Her knowledge of and passion for the subject recently garnered her a TD Canada Trust Distinguished Teaching award, the highest teaching honour at the Beedie School of Business.

In the first of a two-part interview, Lubik talks about her path to becoming one of Canada’s foremost experts in teaching entrepreneurship and innovation.

Did you always want to teach?

No, though my mom always told me I should. My path has been pretty winding to get here. I thought I’d go to law school, then my co-op doing research on advanced technology startups took me to Cambridge (UK) where I liked research so much that I ended up first in a Masters and then a PhD program looking into commercialization and working in startup support.

My supervisor was looking out for me, knowing if I wanted an academic job then I’d need teaching experience. It turned out that I loved it, especially when I got to SFU and started teaching more experiential classes.

What would you say your teaching style is?

I think as a teacher, I’m more a guide or coach. In entrepreneurship, it’s pivotally important to get students out of the classroom, testing their assumptions, making mistakes, learning to understand people and solve real problems. Students come back to class and it’s less about what I know about what they are interested, but how they advanced their own understanding, and how realistic and ambitious their plans and actions are.

What sort of projects do you like to set your students?

Hands-on and self-driven. My classes focus on having students understand and address problems they care about, whether that’s social isolation – which often comes up in the 200 level classes – or being matched to a startup company in a field they are interested in, to working on their own venture, to finding a market need and a business model for their own research at the grad level.

One of the only criteria I have for what you can work on is that you address a real market or societal need – and ideally both. If you don’t, you need to pivot.

Do you employ any innovative or unusual teaching methods?

I think what I do that is unique is that as a teacher, I am more of a coach. A lot of what I do is about enabling students to innovate on their own, making sure they know how to ask the right questions, where to start – and when you don’t know where to start, to just start anywhere. A lot of it is about mindset change: making sure they are not scared to be wrong, to tell other people their ideas; to get feedback as quickly as possible and be open to it; to show people half made prototypes; to ask each other for help; and to try to find teammates they need to make things go forward.

I had a student recently describe my Startup Experience class by saying it felt like he spent Friday mornings in a really good incubator. That was a huge seal of approval for me and how I teach.

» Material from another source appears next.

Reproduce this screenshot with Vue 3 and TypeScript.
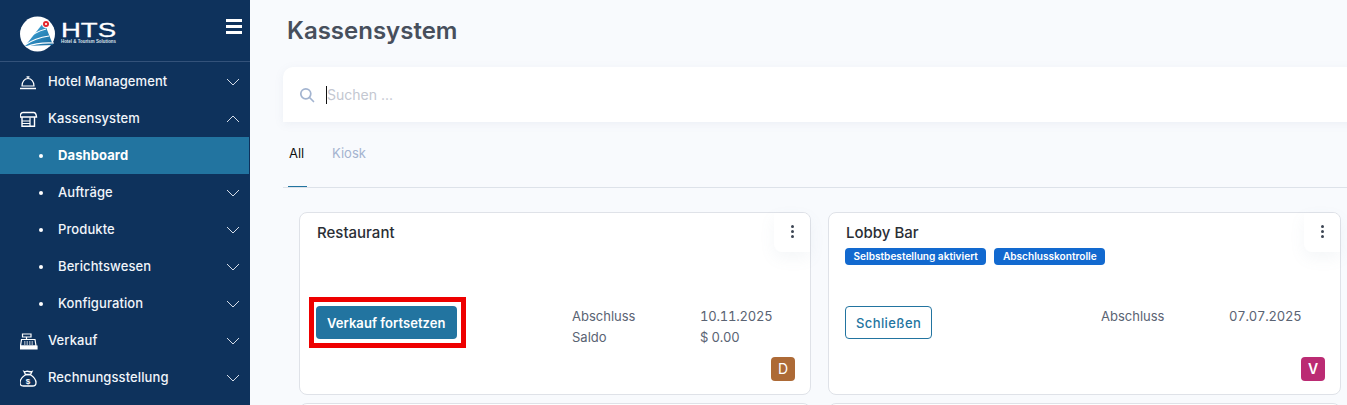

The other thing that is unique about what I do, and what the rest of the SFU Innovates team does, is that we are actively encouraging and supporting interdisciplinary teams from students’ second semesters at SFU. We are allowing students to play a variety of roles in those teams, to really make use of the variety of talent and skills we have available and teach respect and appreciation for those skills, as well as how to work with people that see the world very differently from you. That is a very powerful skillset to have even before you leave university.

What does winning the TD Canada Trust Distinguished Teaching award mean to you?

To be honest, it has been something I have been hoping for since I knew it existed at Beedie. I think it might be one of the most meaningful awards you can be given. The people who I joined as winners of the award are the people I would look to as inspiration. To be part of that same club is humbling, and it will definitely encourage me to pick up my game so I continue to feel that I deserve to be part of it.